MG: How do you work? Michael lives in London, Ingar in Berlin. You have galleries in several places around the world.

E&D: We have a really amazing studio in Berlin, in Neuköln. Our team of people organizes many aspects of our work. We like to control things ourselves and divide our time between Berlin, London and other places in the world.

MG: How many people are working for you?

E&D: Seven. It is not a huge studio, since in each case we are working with specialized workshops such as foundries.

MG: What are you making yourselves, except of course, thinking, developing and controlling the concept?

E&D: Firstly, we make these horrible sketches; the people in our studio are used to them so they know what to expect. We create the concept and control every single modeling and the whole production process. For example, it took one year to make the sculpture on Trafalgar Square.

MG: Why so long?

E&D: Because the process of the bronze cast is extremely time-consuming and demanding: you need to work with positives and negatives many times; you need to put all parts together, scaling up. We changed the face many times because it had to be very sweet. And of course, sometimes we face nightmares. It is hard work to make it happen the way we want it. It requires extremely specialized processes.

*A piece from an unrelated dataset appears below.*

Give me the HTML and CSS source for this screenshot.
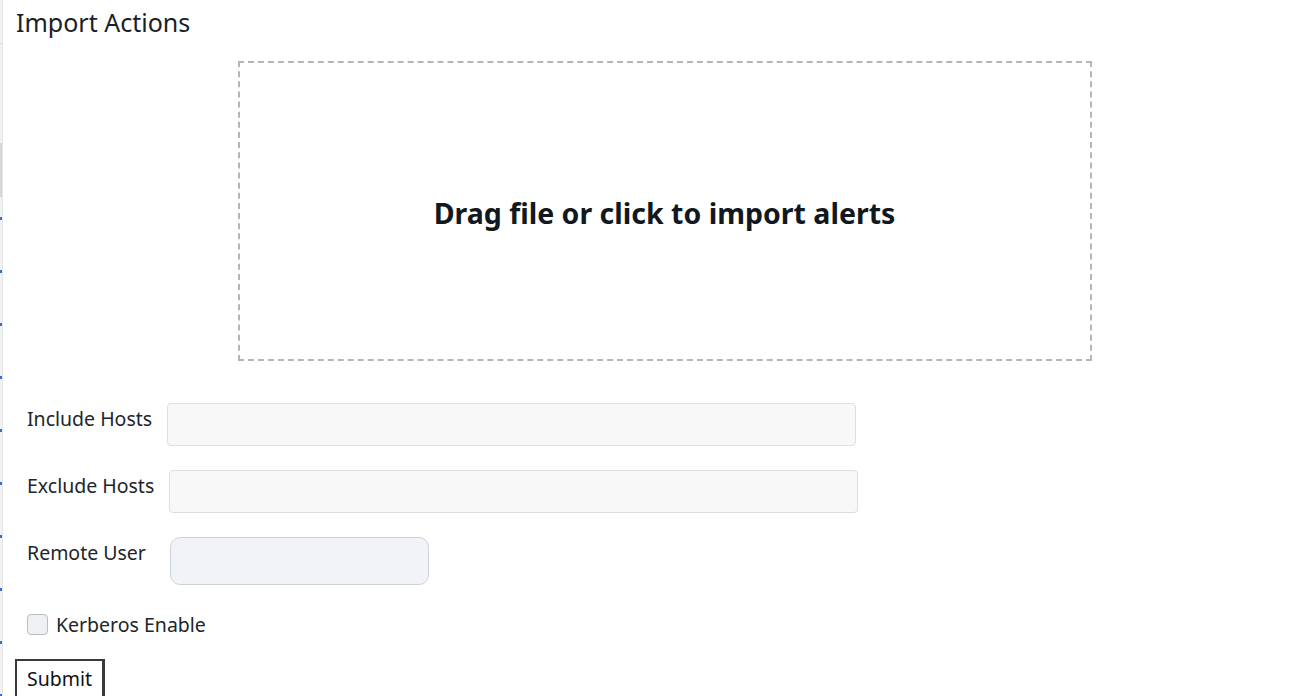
FILE: index.html
```html
<!DOCTYPE html>
<html lang="en">
<head>
  <meta charset="UTF-8">
  <title>Import Actions</title>
  <meta name="viewport" content="width=device-width, initial-scale=1">
  <link rel="stylesheet" href="styles.css">
</head>
<body>
  <div class="page-edge">
    <div class="edge-top"></div>
    <div class="edge-block"></div>
    <div class="edge-ticks"></div>
  </div>
  <div class="panel">
    <h2 class="panel-title">Import Actions</h2>
    <div class="dropzone" id="dropzone">
      <p>Drag file or click to import alerts</p>
      <input type="file" id="fileInput" hidden>
    </div>
    <form class="import-form" onsubmit="return false">
      <div class="form-row">
        <label for="includeHosts">Include Hosts</label>
        <input type="text" id="includeHosts" class="host-input">
      </div>
      <div class="form-row">
        <label for="excludeHosts">Exclude Hosts</label>
        <input type="text" id="excludeHosts" class="host-input">
      </div>
      <div class="form-row">
        <label for="remoteUser">Remote User</label>
        <input type="text" id="remoteUser" class="user-input">
      </div>
      <div class="check-row">
        <input type="checkbox" id="kerberos">
        <label for="kerberos">Kerberos Enable</label>
      </div>
      <button type="submit" class="submit-btn">Submit</button>
    </form>
  </div>
  <script>
    // open the file picker when the drop area is clicked
    document.getElementById('dropzone').addEventListener('click', () => {
      document.getElementById('fileInput').click();
    });
  </script>
</body>
</html>
```

FILE: styles.css
```css
html, body {
  height: 100%;
}
body {
  margin: 0;
  display: flex;
  background: #fff;
  font-family: "Noto Sans", "Open Sans", sans-serif;
  color: #212529;
  overflow: hidden;
}
.page-edge {
  width: 3px;
  flex-shrink: 0;
  background: #f2f2f2;
  border-right: 1px solid #e6e6e6;
  box-sizing: border-box;
  display: flex;
  flex-direction: column;
}
.edge-top {
  height: 43px;
  border-bottom: 1px solid #dcdcdc;
}
.edge-block {
  height: 54px;
  margin-top: 99px;
  background: #d6d6d6;
}
.edge-ticks {
  flex: 1;
  margin-top: 20px;
  background: repeating-linear-gradient(to bottom, #2f6fd6 0 3px, transparent 3px 53px);
  width: 2px;
}
.panel {
  flex: 1;
  padding: 4px 2px 0 13px;
}
.panel-title {
  margin: 0 0 21px;
  font-size: 25px;
  font-weight: 400;
  line-height: 36px;
  color: #1b2026;
}
.dropzone {
  width: 854px;
  height: 300px;
  margin: 0 auto;
  box-sizing: border-box;
  border: 2px dashed #b5b5b5;
  display: flex;
  align-items: center;
  justify-content: center;
  cursor: pointer;
}
.dropzone p {
  margin: 0;
  padding-top: 3px;
  font-size: 28.5px;
  font-weight: 700;
  color: #111820;
}
.import-form {
  margin-top: 42px;
  padding-left: 11px;
}
.form-row {
  display: flex;
  align-items: flex-start;
  margin-bottom: 24px;
}
.form-row label {
  font-size: 19.5px;
  line-height: 32px;
  margin-right: 15px;
  white-space: nowrap;
}
.host-input {
  width: 689px;
  height: 43px;
  box-sizing: border-box;
  border: 1px solid #dedede;
  border-radius: 4px;
  background: #f8f8f8;
  outline: none;
}
.user-input {
  width: 259px;
  height: 48px;
  margin-left: 9px;
  box-sizing: border-box;
  border: 1px solid #ced3db;
  border-radius: 10px;
  background: #f1f3f7;
  outline: none;
}
.check-row {
  display: flex;
  align-items: center;
  gap: 8px;
  height: 30px;
  margin-top: 23px;
  font-size: 19.5px;
}
.check-row input {
  appearance: none;
  width: 21px;
  height: 21px;
  margin: 0;
  border: 1px solid #b9bdc4;
  border-radius: 4px;
  background: #eef0f4;
}
.submit-btn {
  margin: 20px 0 0 -12px;
  font-family: inherit;
  font-size: 19.5px;
  color: #111;
  background: #fff;
  border: 2px solid #3a3a3a;
  border-right-width: 3px;
  border-bottom-width: 3px;
  padding: 3px 10px 4px;
  line-height: 30px;
}
```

MG: You want your works to be perfect?

E&D: It would be nice to have less fear. You never make only perfect objects. It is better to make ten works of which three are good, than three works of which one is good. You need to make failures sometimes and show those failures in public; this is quite liberating. We are humans and we fail. Sometimes you make something outstanding and sometimes not. We should allow ourselves to fail in order to try to make a success.

D: Not that we consciously put the failure on display; we see ourselves what is strong and are severe critics to ourselves.

MG: Do you think your upcoming show will be a success?

E&D: Yes, it is again something new. It fits in with our thinking, which demands to criticize the power of structures. You need to be new time and again and not stay in one place.